== Source excerpt

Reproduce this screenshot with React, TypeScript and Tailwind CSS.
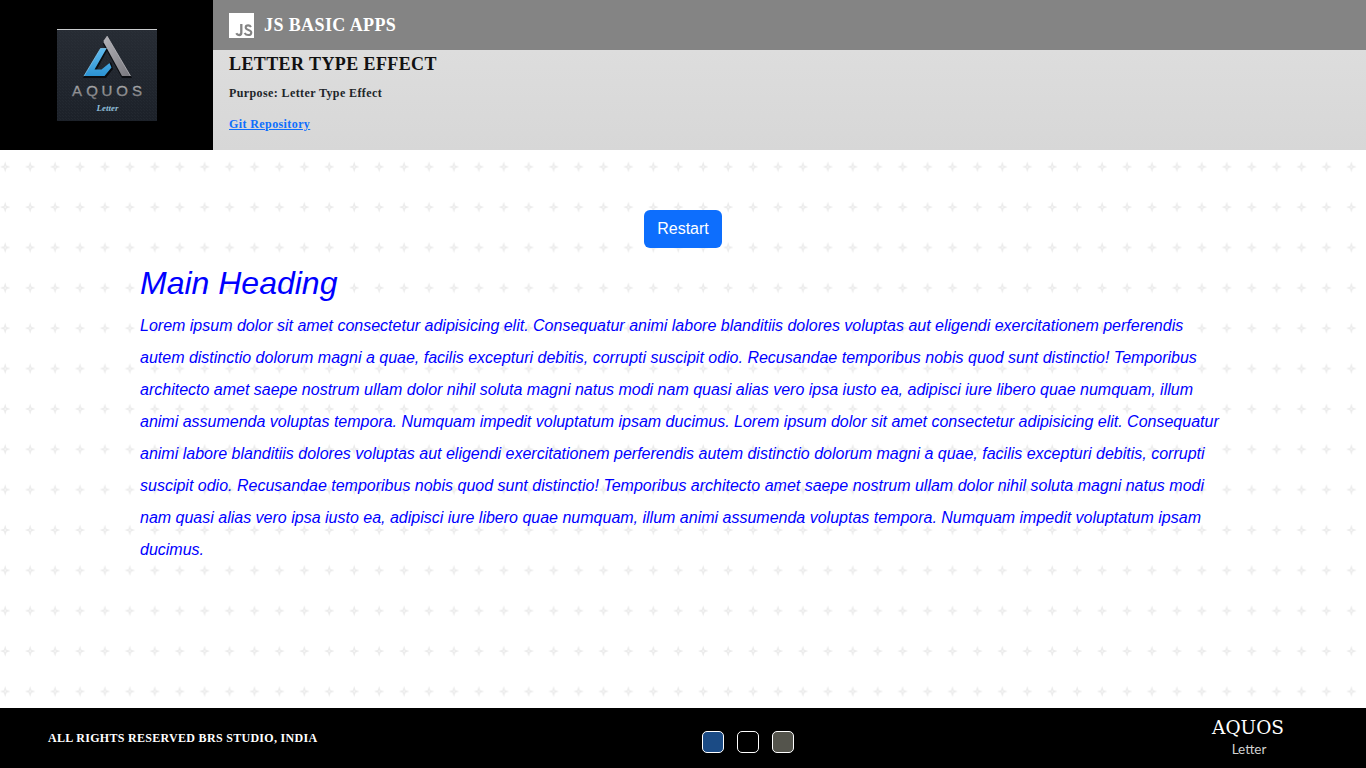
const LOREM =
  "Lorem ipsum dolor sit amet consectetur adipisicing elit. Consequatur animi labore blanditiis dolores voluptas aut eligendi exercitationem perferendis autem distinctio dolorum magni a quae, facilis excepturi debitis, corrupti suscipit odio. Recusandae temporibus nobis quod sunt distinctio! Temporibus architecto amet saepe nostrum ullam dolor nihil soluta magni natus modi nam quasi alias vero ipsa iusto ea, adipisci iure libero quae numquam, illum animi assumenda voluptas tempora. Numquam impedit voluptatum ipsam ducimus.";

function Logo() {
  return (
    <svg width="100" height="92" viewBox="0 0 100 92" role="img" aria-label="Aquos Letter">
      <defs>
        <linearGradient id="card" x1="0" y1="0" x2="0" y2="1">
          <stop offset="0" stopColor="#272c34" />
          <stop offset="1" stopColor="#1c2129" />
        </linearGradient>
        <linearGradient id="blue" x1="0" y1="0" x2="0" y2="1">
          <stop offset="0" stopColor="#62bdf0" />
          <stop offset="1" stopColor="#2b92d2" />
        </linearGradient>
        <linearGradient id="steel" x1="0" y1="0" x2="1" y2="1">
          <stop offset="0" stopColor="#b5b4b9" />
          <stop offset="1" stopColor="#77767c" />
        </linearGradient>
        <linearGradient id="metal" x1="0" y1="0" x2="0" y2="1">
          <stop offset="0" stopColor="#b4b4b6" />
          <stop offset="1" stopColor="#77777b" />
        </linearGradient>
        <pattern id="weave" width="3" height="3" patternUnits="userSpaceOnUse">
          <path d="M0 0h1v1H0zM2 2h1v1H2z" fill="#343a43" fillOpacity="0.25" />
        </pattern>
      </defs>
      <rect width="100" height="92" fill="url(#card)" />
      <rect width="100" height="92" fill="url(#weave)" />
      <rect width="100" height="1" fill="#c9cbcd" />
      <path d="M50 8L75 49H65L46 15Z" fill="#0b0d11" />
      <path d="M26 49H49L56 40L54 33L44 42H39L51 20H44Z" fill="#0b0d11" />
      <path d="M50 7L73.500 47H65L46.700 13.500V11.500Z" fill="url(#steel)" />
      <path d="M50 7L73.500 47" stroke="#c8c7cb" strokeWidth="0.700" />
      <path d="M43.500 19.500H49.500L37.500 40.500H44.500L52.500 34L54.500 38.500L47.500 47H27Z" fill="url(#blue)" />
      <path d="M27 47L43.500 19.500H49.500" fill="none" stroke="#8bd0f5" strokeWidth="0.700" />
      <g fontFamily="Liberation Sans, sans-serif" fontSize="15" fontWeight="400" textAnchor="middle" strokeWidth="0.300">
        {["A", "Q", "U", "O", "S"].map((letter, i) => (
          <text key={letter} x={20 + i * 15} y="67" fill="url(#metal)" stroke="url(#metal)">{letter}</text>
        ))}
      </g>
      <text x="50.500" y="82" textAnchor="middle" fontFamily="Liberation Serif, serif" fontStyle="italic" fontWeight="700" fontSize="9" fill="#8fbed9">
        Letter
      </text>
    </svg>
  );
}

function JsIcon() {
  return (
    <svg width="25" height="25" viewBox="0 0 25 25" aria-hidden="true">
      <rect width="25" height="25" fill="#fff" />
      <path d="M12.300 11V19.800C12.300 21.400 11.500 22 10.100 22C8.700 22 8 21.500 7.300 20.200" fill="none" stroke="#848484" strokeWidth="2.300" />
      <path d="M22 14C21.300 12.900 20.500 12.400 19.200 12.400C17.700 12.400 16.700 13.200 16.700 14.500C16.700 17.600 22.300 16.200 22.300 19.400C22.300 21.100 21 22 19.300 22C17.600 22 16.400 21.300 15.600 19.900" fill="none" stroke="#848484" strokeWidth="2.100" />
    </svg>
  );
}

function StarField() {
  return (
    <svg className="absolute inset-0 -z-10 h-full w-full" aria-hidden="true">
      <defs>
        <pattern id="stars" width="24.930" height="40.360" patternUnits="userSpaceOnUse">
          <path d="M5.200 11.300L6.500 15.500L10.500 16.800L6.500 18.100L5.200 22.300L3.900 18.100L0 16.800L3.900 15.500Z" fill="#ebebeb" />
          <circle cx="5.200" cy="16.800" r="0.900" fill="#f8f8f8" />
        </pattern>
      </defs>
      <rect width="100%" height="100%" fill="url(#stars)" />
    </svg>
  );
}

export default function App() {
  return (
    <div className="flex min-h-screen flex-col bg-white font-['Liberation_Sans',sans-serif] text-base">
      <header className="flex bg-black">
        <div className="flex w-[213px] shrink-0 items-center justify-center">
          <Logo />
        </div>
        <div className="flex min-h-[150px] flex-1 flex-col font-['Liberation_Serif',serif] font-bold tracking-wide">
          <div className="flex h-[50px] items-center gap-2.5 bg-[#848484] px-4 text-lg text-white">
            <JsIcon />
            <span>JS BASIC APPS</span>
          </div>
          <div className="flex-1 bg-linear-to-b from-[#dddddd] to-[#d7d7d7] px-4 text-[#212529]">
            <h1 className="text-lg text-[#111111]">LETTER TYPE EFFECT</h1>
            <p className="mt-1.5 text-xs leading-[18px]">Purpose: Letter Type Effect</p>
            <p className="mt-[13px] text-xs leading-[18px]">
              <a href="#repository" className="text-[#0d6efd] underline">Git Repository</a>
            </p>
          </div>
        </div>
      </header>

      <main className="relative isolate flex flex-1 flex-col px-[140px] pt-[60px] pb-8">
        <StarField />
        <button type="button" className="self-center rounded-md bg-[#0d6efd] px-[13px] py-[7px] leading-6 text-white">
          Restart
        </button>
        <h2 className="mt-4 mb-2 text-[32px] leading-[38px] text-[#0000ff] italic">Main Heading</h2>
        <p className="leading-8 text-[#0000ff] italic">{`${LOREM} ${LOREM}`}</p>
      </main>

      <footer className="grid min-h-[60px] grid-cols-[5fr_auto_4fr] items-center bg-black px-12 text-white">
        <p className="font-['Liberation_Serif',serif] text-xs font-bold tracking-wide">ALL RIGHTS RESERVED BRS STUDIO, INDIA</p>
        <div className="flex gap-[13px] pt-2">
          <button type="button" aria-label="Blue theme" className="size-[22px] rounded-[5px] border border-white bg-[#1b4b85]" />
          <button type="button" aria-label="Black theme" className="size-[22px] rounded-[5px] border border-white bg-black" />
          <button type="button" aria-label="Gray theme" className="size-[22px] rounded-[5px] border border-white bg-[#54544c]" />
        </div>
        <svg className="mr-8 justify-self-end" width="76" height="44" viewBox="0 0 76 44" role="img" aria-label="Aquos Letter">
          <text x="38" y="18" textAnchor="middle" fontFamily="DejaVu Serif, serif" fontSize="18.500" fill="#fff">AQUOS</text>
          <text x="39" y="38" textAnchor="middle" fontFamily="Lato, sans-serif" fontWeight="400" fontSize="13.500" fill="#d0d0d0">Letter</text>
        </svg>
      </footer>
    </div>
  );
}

====

▸ Task instructions
Without the pictures, output the full listing exactly as it stands.

▸ Answer to the task
Reproduce this screenshot with React, TypeScript and Tailwind CSS.
const LOREM =
  "Lorem ipsum dolor sit amet consectetur adipisicing elit. Consequatur animi labore blanditiis dolores voluptas aut eligendi exercitationem perferendis autem distinctio dolorum magni a quae, facilis excepturi debitis, corrupti suscipit odio. Recusandae temporibus nobis quod sunt distinctio! Temporibus architecto amet saepe nostrum ullam dolor nihil soluta magni natus modi nam quasi alias vero ipsa iusto ea, adipisci iure libero quae numquam, illum animi assumenda voluptas tempora. Numquam impedit voluptatum ipsam ducimus.";

function Logo() {
  return (
    <svg width="100" height="92" viewBox="0 0 100 92" role="img" aria-label="Aquos Letter">
      <defs>
        <linearGradient id="card" x1="0" y1="0" x2="0" y2="1">
          <stop offset="0" stopColor="#272c34" />
          <stop offset="1" stopColor="#1c2129" />
        </linearGradient>
        <linearGradient id="blue" x1="0" y1="0" x2="0" y2="1">
          <stop offset="0" stopColor="#62bdf0" />
          <stop offset="1" stopColor="#2b92d2" />
        </linearGradient>
        <linearGradient id="steel" x1="0" y1="0" x2="1" y2="1">
          <stop offset="0" stopColor="#b5b4b9" />
          <stop offset="1" stopColor="#77767c" />
        </linearGradient>
        <linearGradient id="metal" x1="0" y1="0" x2="0" y2="1">
          <stop offset="0" stopColor="#b4b4b6" />
          <stop offset="1" stopColor="#77777b" />
        </linearGradient>
        <pattern id="weave" width="3" height="3" patternUnits="userSpaceOnUse">
          <path d="M0 0h1v1H0zM2 2h1v1H2z" fill="#343a43" fillOpacity="0.25" />
        </pattern>
      </defs>
      <rect width="100" height="92" fill="url(#card)" />
      <rect width="100" height="92" fill="url(#weave)" />
      <rect width="100" height="1" fill="#c9cbcd" />
      <path d="M50 8L75 49H65L46 15Z" fill="#0b0d11" />
      <path d="M26 49H49L56 40L54 33L44 42H39L51 20H44Z" fill="#0b0d11" />
      <path d="M50 7L73.500 47H65L46.700 13.500V11.500Z" fill="url(#steel)" />
      <path d="M50 7L73.500 47" stroke="#c8c7cb" strokeWidth="0.700" />
      <path d="M43.500 19.500H49.500L37.500 40.500H44.500L52.500 34L54.500 38.500L47.500 47H27Z" fill="url(#blue)" />
      <path d="M27 47L43.500 19.500H49.500" fill="none" stroke="#8bd0f5" strokeWidth="0.700" />
      <g fontFamily="Liberation Sans, sans-serif" fontSize="15" fontWeight="400" textAnchor="middle" strokeWidth="0.300">
        {["A", "Q", "U", "O", "S"].map((letter, i) => (
          <text key={letter} x={20 + i * 15} y="67" fill="url(#metal)" stroke="url(#metal)">{letter}</text>
        ))}
      </g>
      <text x="50.500" y="82" textAnchor="middle" fontFamily="Liberation Serif, serif" fontStyle="italic" fontWeight="700" fontSize="9" fill="#8fbed9">
        Letter
      </text>
    </svg>
  );
}

function JsIcon() {
  return (
    <svg width="25" height="25" viewBox="0 0 25 25" aria-hidden="true">
      <rect width="25" height="25" fill="#fff" />
      <path d="M12.300 11V19.800C12.300 21.400 11.500 22 10.100 22C8.700 22 8 21.500 7.300 20.200" fill="none" stroke="#848484" strokeWidth="2.300" />
      <path d="M22 14C21.300 12.900 20.500 12.400 19.200 12.400C17.700 12.400 16.700 13.200 16.700 14.500C16.700 17.600 22.300 16.200 22.300 19.400C22.300 21.100 21 22 19.300 22C17.600 22 16.400 21.300 15.600 19.900" fill="none" stroke="#848484" strokeWidth="2.100" />
    </svg>
  );
}

function StarField() {
  return (
    <svg className="absolute inset-0 -z-10 h-full w-full" aria-hidden="true">
      <defs>
        <pattern id="stars" width="24.930" height="40.360" patternUnits="userSpaceOnUse">
          <path d="M5.200 11.300L6.500 15.500L10.500 16.800L6.500 18.100L5.200 22.300L3.900 18.100L0 16.800L3.900 15.500Z" fill="#ebebeb" />
          <circle cx="5.200" cy="16.800" r="0.900" fill="#f8f8f8" />
        </pattern>
      </defs>
      <rect width="100%" height="100%" fill="url(#stars)" />
    </svg>
  );
}

export default function App() {
  return (
    <div className="flex min-h-screen flex-col bg-white font-['Liberation_Sans',sans-serif] text-base">
      <header className="flex bg-black">
        <div className="flex w-[213px] shrink-0 items-center justify-center">
          <Logo />
        </div>
        <div className="flex min-h-[150px] flex-1 flex-col font-['Liberation_Serif',serif] font-bold tracking-wide">
          <div className="flex h-[50px] items-center gap-2.5 bg-[#848484] px-4 text-lg text-white">
            <JsIcon />
            <span>JS BASIC APPS</span>
          </div>
          <div className="flex-1 bg-linear-to-b from-[#dddddd] to-[#d7d7d7] px-4 text-[#212529]">
            <h1 className="text-lg text-[#111111]">LETTER TYPE EFFECT</h1>
            <p className="mt-1.5 text-xs leading-[18px]">Purpose: Letter Type Effect</p>
            <p className="mt-[13px] text-xs leading-[18px]">
              <a href="#repository" className="text-[#0d6efd] underline">Git Repository</a>
            </p>
          </div>
        </div>
      </header>

      <main className="relative isolate flex flex-1 flex-col px-[140px] pt-[60px] pb-8">
        <StarField />
        <button type="button" className="self-center rounded-md bg-[#0d6efd] px-[13px] py-[7px] leading-6 text-white">
          Restart
        </button>
        <h2 className="mt-4 mb-2 text-[32px] leading-[38px] text-[#0000ff] italic">Main Heading</h2>
        <p className="leading-8 text-[#0000ff] italic">{`${LOREM} ${LOREM}`}</p>
      </main>

      <footer className="grid min-h-[60px] grid-cols-[5fr_auto_4fr] items-center bg-black px-12 text-white">
        <p className="font-['Liberation_Serif',serif] text-xs font-bold tracking-wide">ALL RIGHTS RESERVED BRS STUDIO, INDIA</p>
        <div className="flex gap-[13px] pt-2">
          <button type="button" aria-label="Blue theme" className="size-[22px] rounded-[5px] border border-white bg-[#1b4b85]" />
          <button type="button" aria-label="Black theme" className="size-[22px] rounded-[5px] border border-white bg-black" />
          <button type="button" aria-label="Gray theme" className="size-[22px] rounded-[5px] border border-white bg-[#54544c]" />
        </div>
        <svg className="mr-8 justify-self-end" width="76" height="44" viewBox="0 0 76 44" role="img" aria-label="Aquos Letter">
          <text x="38" y="18" textAnchor="middle" fontFamily="DejaVu Serif, serif" fontSize="18.500" fill="#fff">AQUOS</text>
          <text x="39" y="38" textAnchor="middle" fontFamily="Lato, sans-serif" fontWeight="400" fontSize="13.500" fill="#d0d0d0">Letter</text>
        </svg>
      </footer>
    </div>
  );
}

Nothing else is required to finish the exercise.